Found

Found is our search-platform. It builds on Piped, so if you are interested in how it works, read the description of Piped as well.

This page briefly explains some of the capabilities of Found, and the sister-projects Found:Connectors and Found:UI. See what problems we solve to see why these features matter, and our services for how we can help you use them to rapidly and greatly improve your search.

  • Content extraction is getting the content out of various information systems, databases, etc. and into the indexing pipeline. Whether it is crawling a web-page, acting on database triggers or consuming a continuous content feed, the data must be extracted and converted into an interchangeable format for further processing.

    The Found:Connectors-project is built on Piped’s excellent connectivity capabilities. The preview release will come with connectors for eZ Publish and WordPress, and examples of how to use the Scrapy-crawler to scrape pages.

  • Text analysis is the process of making sense out of natural language text. From guessing on which language the document is in, to determining mentioned people/organizations and splitting up the text into indexable terms, it is an important part of any search system.

    The first release will support the excellent NLTK. Also, we are including special support for tokenizing Norwegian terms.

  • Ranking is what the search system does to consider what is “relevant”. Google uses hundreds of variables to influence the ranking and have to constantly fight spammers that are trying to game the system.

    While you probably will not need something that complex, it is important to be able to easily influence the ranking. For example, the page/product’s placement in your document/product-hierarchy, whether the term is in a title or a comment are some examples of influences that are easily accomplished with Found.

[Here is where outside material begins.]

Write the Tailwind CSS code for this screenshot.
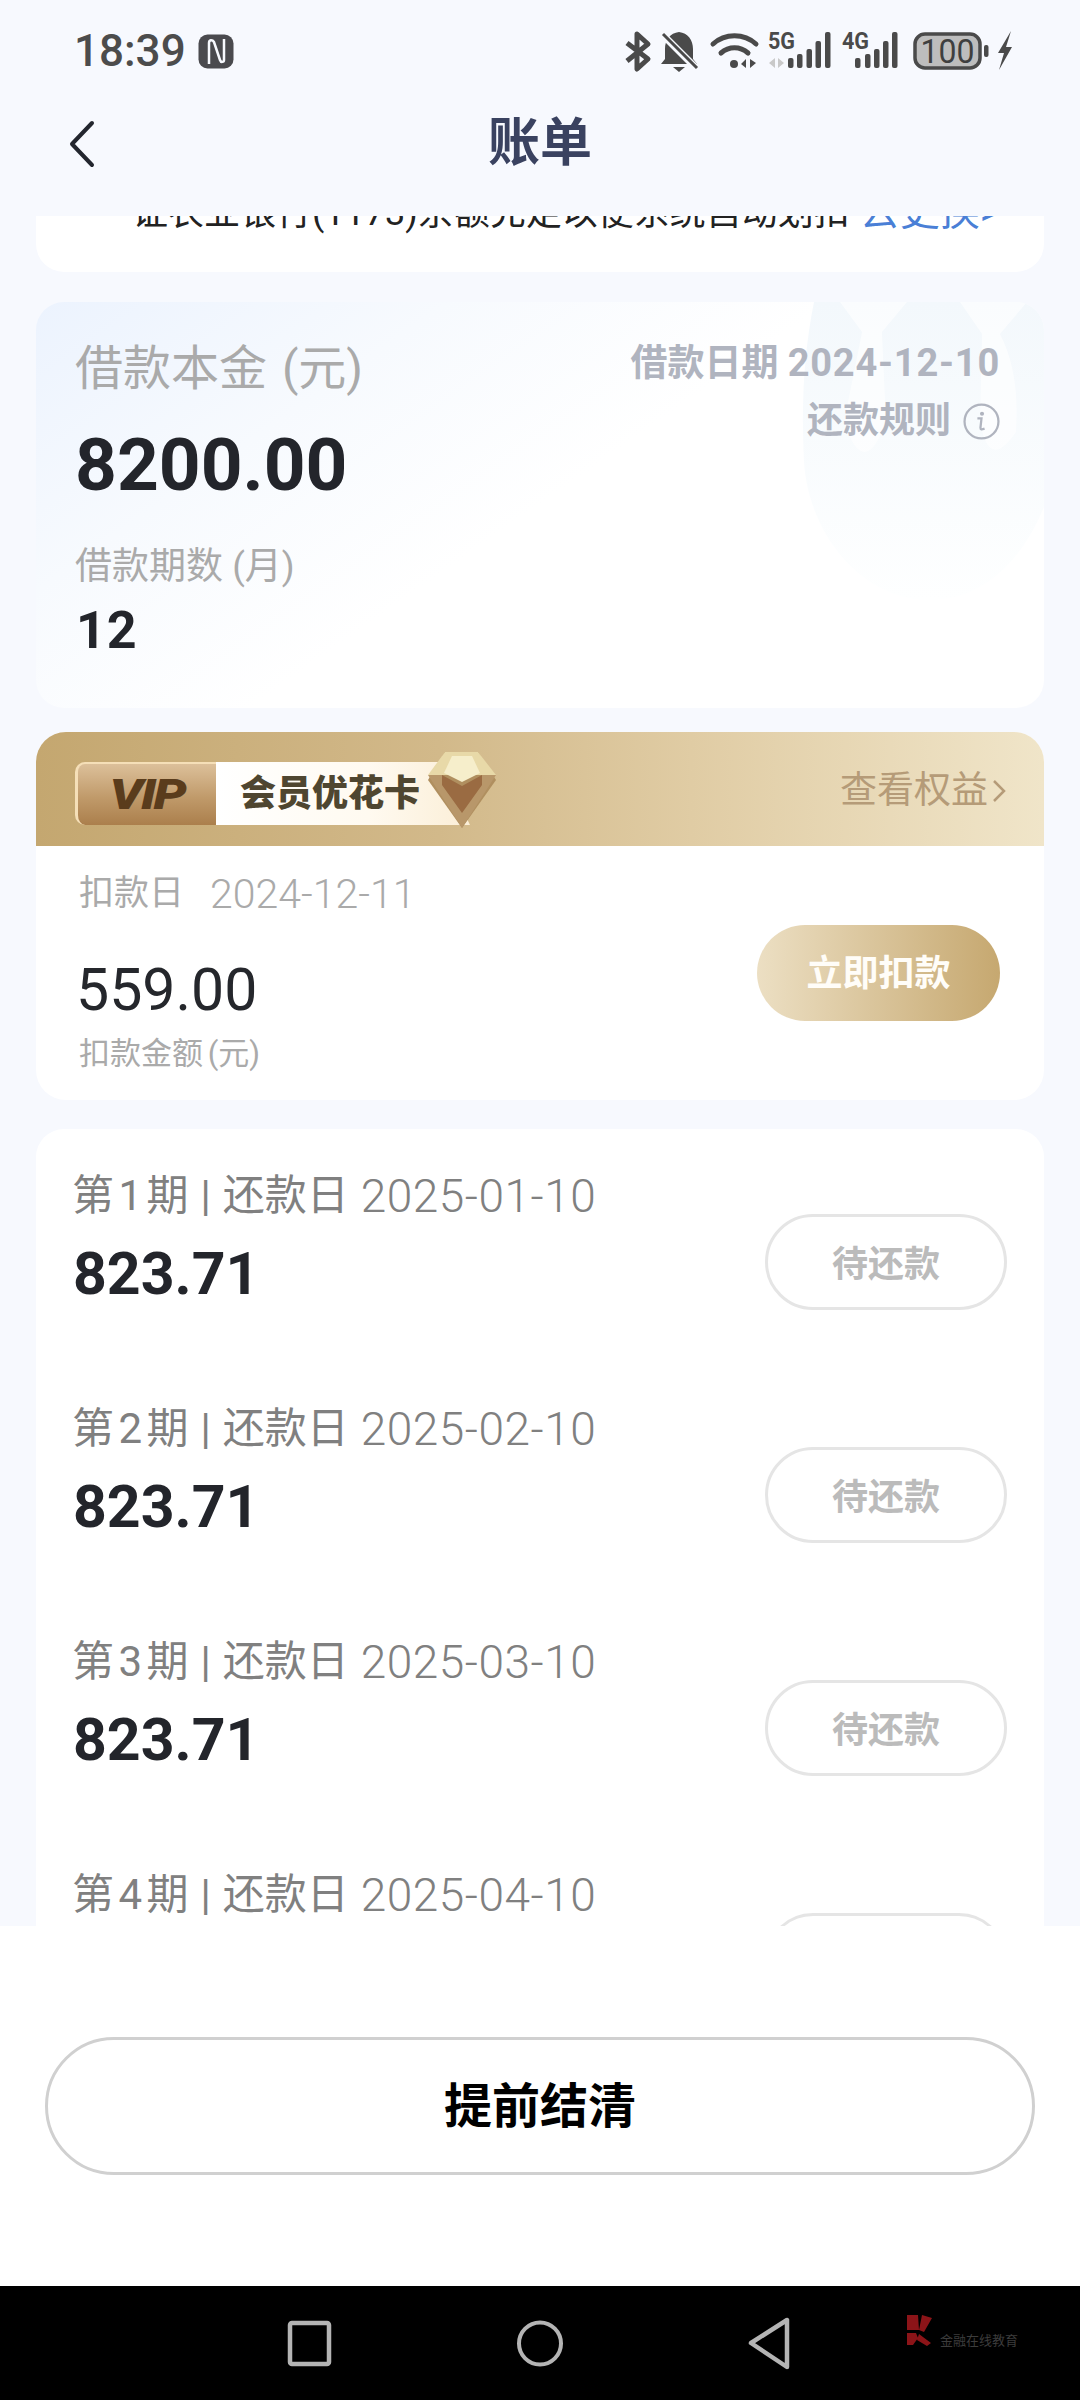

  • Indexing is the process of combining all of the above and making data-structures that allow efficient searches.

    With Found, it is easy to route data into different (or several) indexes. It can be completely different kinds of indexes as well — to Found it is just another place to put the data.

  • Searching is, of course, the most important part of the search system. The user inputs a search query, which is parsed, pre-processed, rewritten, compiled, distributed, evaluated, merged, post-processed, before the results are returned to the user.

    Found makes it easy to hook into any part of that process — and equally easy to ignore the intricacies of what you do not need to customize. For example, if you are implementing people search, you may want to transform the query so names that sound like the user’s input are found.

  • Logging is important to know what your users are searching for, what results they are clicking on, what features of the user interface they are using, etc.
  • Found helps analyzing those logs by structuring them and providing reports that show you the most common searches, whether the users find what they are looking for, changing trends in interest, indicators of a confusing information architecture, etc.

    This information is important to help you influence the ranking functions mentioned above — possibly even automatically.

  • The user interface is also key. If the user interface is not intuitive and easy to use, it does not matter how powerful your search is.

    The Found:UI–project is all about providing common search patterns as readily available components — that know how to interact with the Found search server.